Older books available from a publisher

A backlist is a list of older books available from a publisher. This is opposed to newly-published titles, which is sometimes known as the frontlist.

==Business==
Building a strong backlist has traditionally been considered the best method to produce a profitable publishing house, as the most expensive aspects of the publishing process have already been paid for and the only remaining expenses are reproduction costs and author royalty.

"The backlist is the financial backbone of the book industry, accounting for 25 to 30 percent of the average publisher's sales," printed The New York Times. "Current titles, known as the front list, are often a gamble: they can become best sellers, but they are much more likely to disappear in a flood of returns from bookstores. By contrast, backlist books usually have predictable sales and revenues."

==United States==
In the US, backlist and midlist publications were negatively affected by the US Supreme Court decision in the 1979 case Thor Power Tool Company v. Commissioner of Internal Revenue. This decision reinterpreted rules for inventory depreciation, changing how book publishers had to account for unsold inventory each year, and their ability to depreciate it.
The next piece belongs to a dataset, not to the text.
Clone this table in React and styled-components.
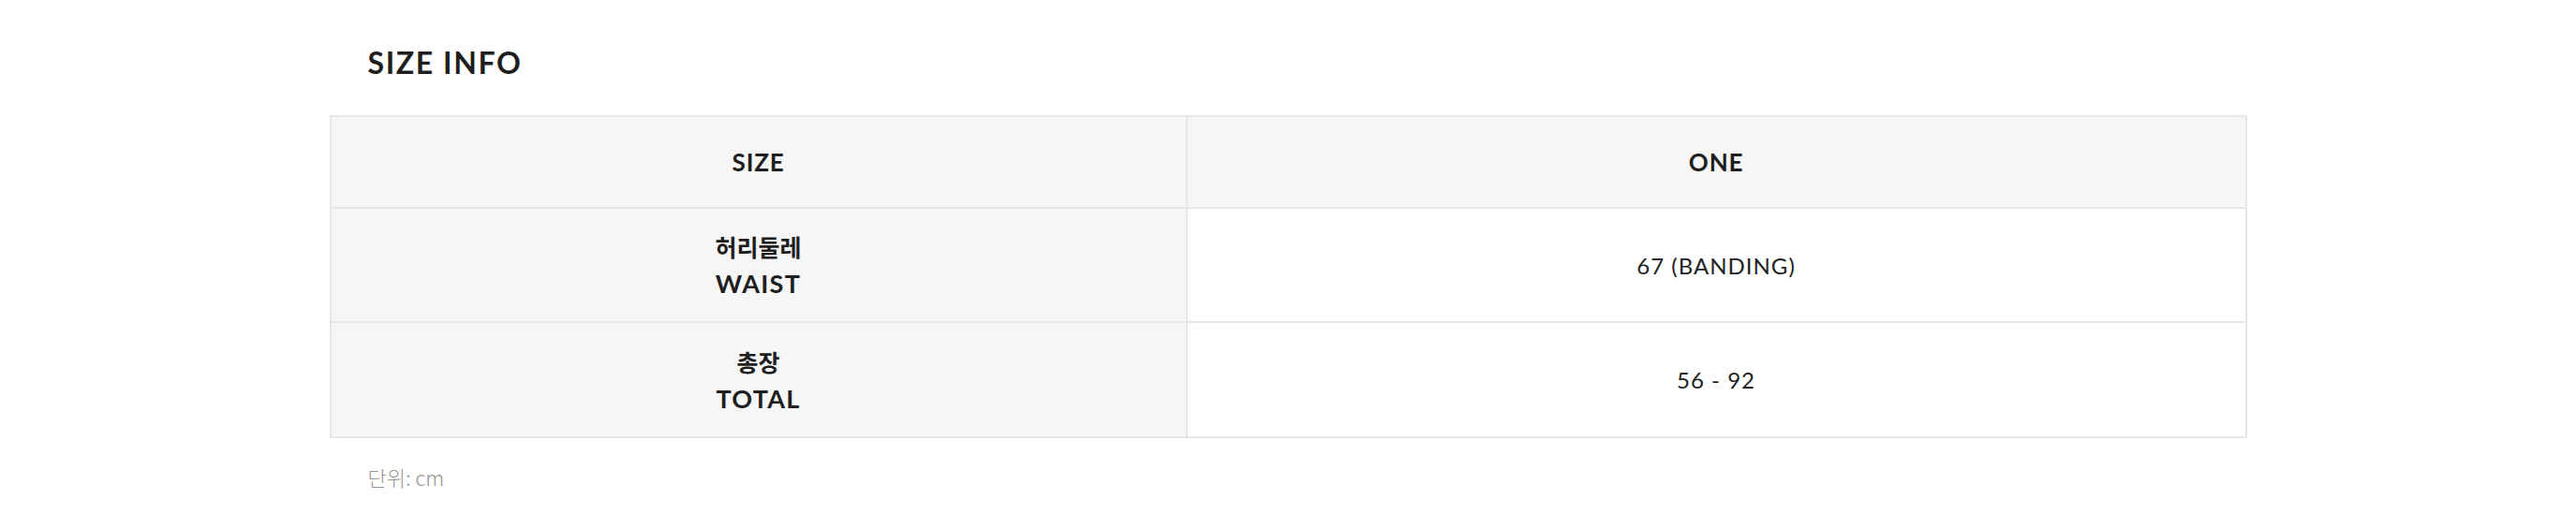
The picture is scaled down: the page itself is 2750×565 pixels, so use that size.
import React from "react";
import styled, { createGlobalStyle } from "styled-components";

const GlobalStyle = createGlobalStyle`
  html, body { margin: 0; padding: 0; background: #ffffff; }
  body { font-family: Lato, "Noto Sans CJK KR", sans-serif; color: #222222; }
`;

const Section = styled.section`
  width: 2047px;
  margin: 0 auto;
  padding-top: 48px;
`;

const Title = styled.h2`
  margin: 0 0 37px;
  padding-left: 41px;
  font-family: Lato, "Noto Sans CJK KR", sans-serif;
  font-weight: 700;
  font-size: 32px;
  line-height: 38px;
  letter-spacing: 1.6px;
  color: #1e1e1e;
`;

const Table = styled.table`
  width: 100%;
  border-collapse: collapse;
  table-layout: fixed;
  border: 2px solid #e6e6e6;
`;

const Col = styled.col`
  width: ${(p) => p.$w};
`;

const HeadCell = styled.th`
  height: 96px;
  padding: 0;
  border: 2px solid #e6e6e6;
  background: #f6f6f6;
  font-family: Lato, "Noto Sans CJK KR", sans-serif;
  font-weight: 700;
  font-size: 26px;
  letter-spacing: 0.8px;
  color: #1e1e1e;
  text-align: center;
  vertical-align: middle;
`;

const LabelCell = styled.th`
  height: ${(p) => p.$h}px;
  padding: 0;
  border: 2px solid #e6e6e6;
  background: #f6f6f6;
  font-weight: 700;
  font-size: 26px;
  line-height: 39px;
  color: #1e1e1e;
  text-align: center;
  vertical-align: middle;
`;

const KoLabel = styled.span`
  display: block;
  font-family: "Noto Sans CJK KR", sans-serif;
  font-weight: 700;
  font-size: 25px;
`;

const EnLabel = styled.span`
  display: block;
  font-family: Lato, sans-serif;
  font-weight: 700;
  font-size: 27px;
  letter-spacing: 1.3px;
`;

const ValueCell = styled.td`
  padding: 0;
  border: 2px solid #e6e6e6;
  background: #ffffff;
  font-family: Lato, "Noto Sans CJK KR", sans-serif;
  font-weight: 400;
  font-size: 24px;
  letter-spacing: 1px;
  color: #222222;
  text-align: center;
  vertical-align: middle;
`;

const Note = styled.p`
  margin: 25px 0 0;
  padding-left: 41px;
  font-family: "Noto Sans CJK KR", sans-serif;
  font-weight: 300;
  font-size: 22px;
  line-height: 33px;
  color: #949494;
`;

const rows = [
  { ko: "허리둘레", en: "WAIST", value: "67 (BANDING)", h: 120 },
  { ko: "총장", en: "TOTAL", value: "56 - 92", h: 121 },
];

export default function App() {
  return (
    <>
      <GlobalStyle />
      <Section>
        <Title>SIZE INFO</Title>
        <Table>
          <colgroup>
            <Col $w="44.7%" />
            <Col $w="55.3%" />
          </colgroup>
          <thead>
            <tr>
              <HeadCell>SIZE</HeadCell>
              <HeadCell>ONE</HeadCell>
            </tr>
          </thead>
          <tbody>
            {rows.map((r) => (
              <tr key={r.en}>
                <LabelCell $h={r.h}>
                  <KoLabel>{r.ko}</KoLabel>
                  <EnLabel>{r.en}</EnLabel>
                </LabelCell>
                <ValueCell>{r.value}</ValueCell>
              </tr>
            ))}
          </tbody>
        </Table>
        <Note>단위: cm</Note>
      </Section>
    </>
  );
}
Because stocks of unsold books could no longer be written down without proof of value, it became more efficient tax-wise for companies to simply destroy inventory.

The Thor decision caused publishers and booksellers to be much quicker to destroy stocks of poorly-selling books in order to realize a taxable loss. These books would previously have been kept in stock but written down to reflect the fact that not all of them were expected to sell. This has been somewhat mitigated by the development of online bookselling, which makes less popular titles more accessible to average readers. (For more on this phenomenon, see The Long Tail.)

Because this book is out of print, the publisher has an opening on its list, more cash to invest, and a serious need to replace the steady (if small) income stream that the book would have generated. So the publisher must release not only the new title it would have published anyway, but a second new one, to make up for its lack of a backlist... This results in title proliferation, which itself promotes both lower advance orders on the part of major buyers, and a higher return rate. That means writers must write more, and sell more often, in order to survive.

==Other industries==
Recording companies also have backlists of music titles they have published.